▶ [Prompt]
Copy out the material below in full, but not its images.

▶ [Information shown]
____________

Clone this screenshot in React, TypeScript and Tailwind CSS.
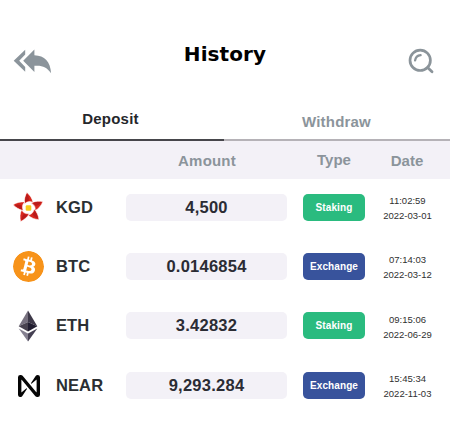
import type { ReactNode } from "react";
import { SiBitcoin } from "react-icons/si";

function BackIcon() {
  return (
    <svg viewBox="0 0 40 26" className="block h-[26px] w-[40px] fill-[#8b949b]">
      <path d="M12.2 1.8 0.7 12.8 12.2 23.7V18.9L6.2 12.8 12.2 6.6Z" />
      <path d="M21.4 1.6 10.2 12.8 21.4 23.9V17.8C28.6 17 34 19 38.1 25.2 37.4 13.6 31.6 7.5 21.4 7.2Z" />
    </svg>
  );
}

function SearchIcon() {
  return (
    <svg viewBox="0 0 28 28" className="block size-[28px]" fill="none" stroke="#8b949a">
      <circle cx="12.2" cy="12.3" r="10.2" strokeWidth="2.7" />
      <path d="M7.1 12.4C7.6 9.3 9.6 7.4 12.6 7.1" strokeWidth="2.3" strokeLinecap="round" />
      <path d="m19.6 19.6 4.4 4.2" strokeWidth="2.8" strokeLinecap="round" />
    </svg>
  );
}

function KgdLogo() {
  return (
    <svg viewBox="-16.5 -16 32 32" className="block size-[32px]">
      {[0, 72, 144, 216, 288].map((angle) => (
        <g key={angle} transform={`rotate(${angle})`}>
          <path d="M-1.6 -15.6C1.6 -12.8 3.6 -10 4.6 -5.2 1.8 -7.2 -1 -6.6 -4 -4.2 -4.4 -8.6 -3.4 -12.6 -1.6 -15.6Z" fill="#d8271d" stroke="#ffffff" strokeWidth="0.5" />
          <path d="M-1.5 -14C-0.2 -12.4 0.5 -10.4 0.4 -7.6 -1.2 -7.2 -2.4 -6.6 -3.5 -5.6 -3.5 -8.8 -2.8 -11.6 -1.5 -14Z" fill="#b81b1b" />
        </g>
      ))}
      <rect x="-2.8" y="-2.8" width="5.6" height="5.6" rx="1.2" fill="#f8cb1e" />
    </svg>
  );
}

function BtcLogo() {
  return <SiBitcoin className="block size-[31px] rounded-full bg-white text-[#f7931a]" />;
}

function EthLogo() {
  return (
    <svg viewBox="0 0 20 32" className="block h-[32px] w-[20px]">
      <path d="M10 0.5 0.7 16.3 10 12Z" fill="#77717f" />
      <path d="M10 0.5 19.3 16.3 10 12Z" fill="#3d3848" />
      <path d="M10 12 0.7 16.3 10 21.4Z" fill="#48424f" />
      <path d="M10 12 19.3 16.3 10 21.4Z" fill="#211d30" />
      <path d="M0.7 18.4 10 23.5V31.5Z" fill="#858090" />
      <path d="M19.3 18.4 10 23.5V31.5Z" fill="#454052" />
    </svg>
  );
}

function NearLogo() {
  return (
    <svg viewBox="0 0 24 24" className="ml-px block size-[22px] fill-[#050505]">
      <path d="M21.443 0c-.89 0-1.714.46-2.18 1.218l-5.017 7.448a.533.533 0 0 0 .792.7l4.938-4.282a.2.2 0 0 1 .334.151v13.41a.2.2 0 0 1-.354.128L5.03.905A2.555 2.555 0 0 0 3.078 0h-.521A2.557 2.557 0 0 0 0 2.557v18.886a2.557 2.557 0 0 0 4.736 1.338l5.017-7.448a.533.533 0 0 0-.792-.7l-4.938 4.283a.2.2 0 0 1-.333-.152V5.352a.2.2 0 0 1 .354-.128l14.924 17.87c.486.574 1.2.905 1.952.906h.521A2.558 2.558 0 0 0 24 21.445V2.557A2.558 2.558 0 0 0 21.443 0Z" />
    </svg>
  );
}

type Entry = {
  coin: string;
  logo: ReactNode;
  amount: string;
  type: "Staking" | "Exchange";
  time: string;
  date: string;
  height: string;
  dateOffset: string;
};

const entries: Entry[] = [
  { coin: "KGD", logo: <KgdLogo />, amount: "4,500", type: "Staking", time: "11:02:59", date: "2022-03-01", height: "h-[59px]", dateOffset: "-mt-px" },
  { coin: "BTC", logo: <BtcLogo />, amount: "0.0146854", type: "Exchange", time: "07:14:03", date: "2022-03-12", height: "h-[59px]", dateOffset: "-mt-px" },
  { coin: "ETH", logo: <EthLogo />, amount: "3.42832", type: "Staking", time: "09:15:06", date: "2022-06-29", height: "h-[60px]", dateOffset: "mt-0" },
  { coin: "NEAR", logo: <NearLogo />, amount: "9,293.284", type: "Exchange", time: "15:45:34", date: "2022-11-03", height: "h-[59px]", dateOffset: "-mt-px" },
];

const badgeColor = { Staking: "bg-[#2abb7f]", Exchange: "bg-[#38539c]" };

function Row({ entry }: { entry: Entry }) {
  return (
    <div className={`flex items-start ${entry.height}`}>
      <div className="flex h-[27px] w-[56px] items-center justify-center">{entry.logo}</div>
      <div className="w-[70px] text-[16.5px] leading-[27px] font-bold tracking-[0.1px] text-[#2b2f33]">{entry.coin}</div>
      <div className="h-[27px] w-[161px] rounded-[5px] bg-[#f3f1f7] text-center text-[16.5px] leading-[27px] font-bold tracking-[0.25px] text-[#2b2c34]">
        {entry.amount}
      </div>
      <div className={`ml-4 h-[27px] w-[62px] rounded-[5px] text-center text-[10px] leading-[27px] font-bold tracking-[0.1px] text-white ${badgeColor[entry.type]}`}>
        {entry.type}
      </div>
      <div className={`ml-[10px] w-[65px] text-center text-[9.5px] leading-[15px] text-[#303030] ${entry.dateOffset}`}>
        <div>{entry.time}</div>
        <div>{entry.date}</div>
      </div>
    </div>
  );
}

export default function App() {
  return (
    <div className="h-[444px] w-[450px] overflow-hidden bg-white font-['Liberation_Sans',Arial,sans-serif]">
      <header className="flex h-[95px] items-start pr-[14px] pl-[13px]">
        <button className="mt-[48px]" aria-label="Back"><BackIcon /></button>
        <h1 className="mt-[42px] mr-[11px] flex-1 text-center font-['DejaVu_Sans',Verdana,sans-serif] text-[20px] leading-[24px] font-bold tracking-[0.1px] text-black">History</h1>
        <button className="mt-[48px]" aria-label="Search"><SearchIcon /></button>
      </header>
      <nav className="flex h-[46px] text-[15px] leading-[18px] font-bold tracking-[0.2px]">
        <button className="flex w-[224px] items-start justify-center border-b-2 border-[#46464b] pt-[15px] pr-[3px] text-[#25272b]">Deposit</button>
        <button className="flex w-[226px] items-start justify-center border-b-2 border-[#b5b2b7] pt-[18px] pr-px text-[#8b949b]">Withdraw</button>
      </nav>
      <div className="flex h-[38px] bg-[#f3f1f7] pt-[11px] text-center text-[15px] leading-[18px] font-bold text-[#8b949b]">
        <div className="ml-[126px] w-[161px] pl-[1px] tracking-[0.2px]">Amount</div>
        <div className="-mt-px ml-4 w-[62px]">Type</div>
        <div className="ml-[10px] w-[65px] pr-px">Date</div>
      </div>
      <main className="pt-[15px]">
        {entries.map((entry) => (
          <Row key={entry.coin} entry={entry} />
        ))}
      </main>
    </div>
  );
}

____________

▶ [Answer in full]
Clone this screenshot in React, TypeScript and Tailwind CSS.
import type { ReactNode } from "react";
import { SiBitcoin } from "react-icons/si";

function BackIcon() {
  return (
    <svg viewBox="0 0 40 26" className="block h-[26px] w-[40px] fill-[#8b949b]">
      <path d="M12.2 1.8 0.7 12.8 12.2 23.7V18.9L6.2 12.8 12.2 6.6Z" />
      <path d="M21.4 1.6 10.2 12.8 21.4 23.9V17.8C28.6 17 34 19 38.1 25.2 37.4 13.6 31.6 7.5 21.4 7.2Z" />
    </svg>
  );
}

function SearchIcon() {
  return (
    <svg viewBox="0 0 28 28" className="block size-[28px]" fill="none" stroke="#8b949a">
      <circle cx="12.2" cy="12.3" r="10.2" strokeWidth="2.7" />
      <path d="M7.1 12.4C7.6 9.3 9.6 7.4 12.6 7.1" strokeWidth="2.3" strokeLinecap="round" />
      <path d="m19.6 19.6 4.4 4.2" strokeWidth="2.8" strokeLinecap="round" />
    </svg>
  );
}

function KgdLogo() {
  return (
    <svg viewBox="-16.5 -16 32 32" className="block size-[32px]">
      {[0, 72, 144, 216, 288].map((angle) => (
        <g key={angle} transform={`rotate(${angle})`}>
          <path d="M-1.6 -15.6C1.6 -12.8 3.6 -10 4.6 -5.2 1.8 -7.2 -1 -6.6 -4 -4.2 -4.4 -8.6 -3.4 -12.6 -1.6 -15.6Z" fill="#d8271d" stroke="#ffffff" strokeWidth="0.5" />
          <path d="M-1.5 -14C-0.2 -12.4 0.5 -10.4 0.4 -7.6 -1.2 -7.2 -2.4 -6.6 -3.5 -5.6 -3.5 -8.8 -2.8 -11.6 -1.5 -14Z" fill="#b81b1b" />
        </g>
      ))}
      <rect x="-2.8" y="-2.8" width="5.6" height="5.6" rx="1.2" fill="#f8cb1e" />
    </svg>
  );
}

function BtcLogo() {
  return <SiBitcoin className="block size-[31px] rounded-full bg-white text-[#f7931a]" />;
}

function EthLogo() {
  return (
    <svg viewBox="0 0 20 32" className="block h-[32px] w-[20px]">
      <path d="M10 0.5 0.7 16.3 10 12Z" fill="#77717f" />
      <path d="M10 0.5 19.3 16.3 10 12Z" fill="#3d3848" />
      <path d="M10 12 0.7 16.3 10 21.4Z" fill="#48424f" />
      <path d="M10 12 19.3 16.3 10 21.4Z" fill="#211d30" />
      <path d="M0.7 18.4 10 23.5V31.5Z" fill="#858090" />
      <path d="M19.3 18.4 10 23.5V31.5Z" fill="#454052" />
    </svg>
  );
}

function NearLogo() {
  return (
    <svg viewBox="0 0 24 24" className="ml-px block size-[22px] fill-[#050505]">
      <path d="M21.443 0c-.89 0-1.714.46-2.18 1.218l-5.017 7.448a.533.533 0 0 0 .792.7l4.938-4.282a.2.2 0 0 1 .334.151v13.41a.2.2 0 0 1-.354.128L5.03.905A2.555 2.555 0 0 0 3.078 0h-.521A2.557 2.557 0 0 0 0 2.557v18.886a2.557 2.557 0 0 0 4.736 1.338l5.017-7.448a.533.533 0 0 0-.792-.7l-4.938 4.283a.2.2 0 0 1-.333-.152V5.352a.2.2 0 0 1 .354-.128l14.924 17.87c.486.574 1.2.905 1.952.906h.521A2.558 2.558 0 0 0 24 21.445V2.557A2.558 2.558 0 0 0 21.443 0Z" />
    </svg>
  );
}

type Entry = {
  coin: string;
  logo: ReactNode;
  amount: string;
  type: "Staking" | "Exchange";
  time: string;
  date: string;
  height: string;
  dateOffset: string;
};

const entries: Entry[] = [
  { coin: "KGD", logo: <KgdLogo />, amount: "4,500", type: "Staking", time: "11:02:59", date: "2022-03-01", height: "h-[59px]", dateOffset: "-mt-px" },
  { coin: "BTC", logo: <BtcLogo />, amount: "0.0146854", type: "Exchange", time: "07:14:03", date: "2022-03-12", height: "h-[59px]", dateOffset: "-mt-px" },
  { coin: "ETH", logo: <EthLogo />, amount: "3.42832", type: "Staking", time: "09:15:06", date: "2022-06-29", height: "h-[60px]", dateOffset: "mt-0" },
  { coin: "NEAR", logo: <NearLogo />, amount: "9,293.284", type: "Exchange", time: "15:45:34", date: "2022-11-03", height: "h-[59px]", dateOffset: "-mt-px" },
];

const badgeColor = { Staking: "bg-[#2abb7f]", Exchange: "bg-[#38539c]" };

function Row({ entry }: { entry: Entry }) {
  return (
    <div className={`flex items-start ${entry.height}`}>
      <div className="flex h-[27px] w-[56px] items-center justify-center">{entry.logo}</div>
      <div className="w-[70px] text-[16.5px] leading-[27px] font-bold tracking-[0.1px] text-[#2b2f33]">{entry.coin}</div>
      <div className="h-[27px] w-[161px] rounded-[5px] bg-[#f3f1f7] text-center text-[16.5px] leading-[27px] font-bold tracking-[0.25px] text-[#2b2c34]">
        {entry.amount}
      </div>
      <div className={`ml-4 h-[27px] w-[62px] rounded-[5px] text-center text-[10px] leading-[27px] font-bold tracking-[0.1px] text-white ${badgeColor[entry.type]}`}>
        {entry.type}
      </div>
      <div className={`ml-[10px] w-[65px] text-center text-[9.5px] leading-[15px] text-[#303030] ${entry.dateOffset}`}>
        <div>{entry.time}</div>
        <div>{entry.date}</div>
      </div>
    </div>
  );
}

export default function App() {
  return (
    <div className="h-[444px] w-[450px] overflow-hidden bg-white font-['Liberation_Sans',Arial,sans-serif]">
      <header className="flex h-[95px] items-start pr-[14px] pl-[13px]">
        <button className="mt-[48px]" aria-label="Back"><BackIcon /></button>
        <h1 className="mt-[42px] mr-[11px] flex-1 text-center font-['DejaVu_Sans',Verdana,sans-serif] text-[20px] leading-[24px] font-bold tracking-[0.1px] text-black">History</h1>
        <button className="mt-[48px]" aria-label="Search"><SearchIcon /></button>
      </header>
      <nav className="flex h-[46px] text-[15px] leading-[18px] font-bold tracking-[0.2px]">
        <button className="flex w-[224px] items-start justify-center border-b-2 border-[#46464b] pt-[15px] pr-[3px] text-[#25272b]">Deposit</button>
        <button className="flex w-[226px] items-start justify-center border-b-2 border-[#b5b2b7] pt-[18px] pr-px text-[#8b949b]">Withdraw</button>
      </nav>
      <div className="flex h-[38px] bg-[#f3f1f7] pt-[11px] text-center text-[15px] leading-[18px] font-bold text-[#8b949b]">
        <div className="ml-[126px] w-[161px] pl-[1px] tracking-[0.2px]">Amount</div>
        <div className="-mt-px ml-4 w-[62px]">Type</div>
        <div className="ml-[10px] w-[65px] pr-px">Date</div>
      </div>
      <main className="pt-[15px]">
        {entries.map((entry) => (
          <Row key={entry.coin} entry={entry} />
        ))}
      </main>
    </div>
  );
}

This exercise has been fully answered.